La paella campera

Todos tenemos en lo más profundo de nuestro ser cierta querencia por las costumbres domingueras, entre las que destaca con luz propia “La paella campera”. Nadie se resiste a una invitación a semejante evento cuando la propone un grupo de amigos divertidos, entre los que se encuentra al menos uno que sabe hacerla con maestría.

Organizaron unos compañeros de trabajo de mi marido, de la noble casta de funcionarios, una paella en Alpedrete. En este caso, la experta cocinera además de su trabajo culinario aportaba el recinto campero, un chalet con parcela rústica propiedad de su familia. Nos juntamos cinco parejas con abundante prole de distintas edades, que rápidamente soltamos por la finca para su esparcimiento, de forma que los mayores pudiéramos concentrarnos para realizar el ritual de la preparación de tan barroco plato.

Dado que el chalet sólo lo usaban como segunda vivienda, todo el mobiliario del jardín lo tenían guardado en un cuarto trastero con un cierre metálico de esos que se abren de abajo hacia arriba. Por este motivo lo primero que se abordó fue intentar abrir el cierre para sacar las sillas y mesas, pero el primero que lo intentó fracasó de plano. A su auxilio fueron los compañeros masculinos, diciendo, ¡quita, quita!, déjame a mí. Varios negociados de esforzados funcionarios, por más que se empeñaron al unísono en empujar hacia arriba, no consiguieron mover el cierre ni un milímetro.

Resignados, pasamos al plan B de mínimos, sacamos una mesa de la casa para poner los útiles de cocina, renunciando a la comodidad de las sillas y las mesas. Con un espíritu entre hippie y bucólico cada uno buscó su trocito de monte donde aposentarse cómodamente. Se preparó el fuego de leña sobre el que se depositaría la paella de hierro que mágicamente transformaría el pollo, el marisco, las verduras y el arroz en un plato multicolor y sabroso.

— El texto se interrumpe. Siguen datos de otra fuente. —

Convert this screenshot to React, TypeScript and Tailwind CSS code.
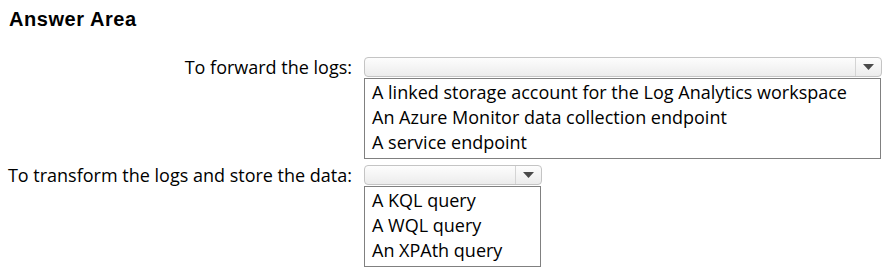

A punto de finalizar la paella, el sector técnico de los funcionarios, capitaneados por el “perito Gallardo”, intentó in extremis abrir el cierre con un gato mecánico. Este alarde de esfuerzo atrajo la atención de todos los comensales, dejando la paella abandonada a su suerte para que reposase. En esto, un gato, en este caso de carne y hueso, atraído por el aroma de tan exquisito plato y viéndolo tan abandonado, se dispuso a meter su zarpa para catarlo. Al grito de ¡el gato! todos lo mirones se fueron hacia la paella, dejando al perito haciendo vanos esfuerzos en solitario.

El perito, persona de gran corazón, le salió su lado más negro y corrió a coger el gato, para practicar el tiro al gato ante los gritos de los niños que decían ¡no! ¡no!. Gracias a Dios eso de que los gatos tienen siete vidas algo de verdad tiene y el gato aterrizó sin mayores problemas, para alivio de los asistentes.

La anfitriona estaba muy preocupada por el cierre bloqueado, temiendo que su madre, por la que sentía un gran respeto, la responsabilizase de la rotura. Cuando caía la tarde y nos disponíamos a partir, aparecieron su madre y su hermano. Cuando vimos a la madre, viuda de militar y de carácter adusto, comprendimos el temor de nuestra amiga. Pero más nos preocupó el tamaño súper-king-size del hermano, un auténtico armario de luna.

Lo primero que hizo el hermano fue dirigirse al trastero para abrir el cierre. En ese momento todos temblamos y hasta los niños se quedaron callados. El mocetón, con una mano, agarró el cierre y lo subió hasta arriba de un solo golpe. De repente, todos empezamos a reírnos de una forma compulsiva, algunos hasta se doblaban de la risa. La madre nos dirigió una mirada gélida que no consiguió parar nuestra hilaridad. Lo peor de todo es que no podíamos comentarlo, por eso, si se cruzaban dos miradas empezaba de nuevo la risa. Los niños estuvieron muy prudentes y no dijeron ni pío.

Así terminó nuestra paella campera bucólica, entre risas y sin que llegara la sangre al río.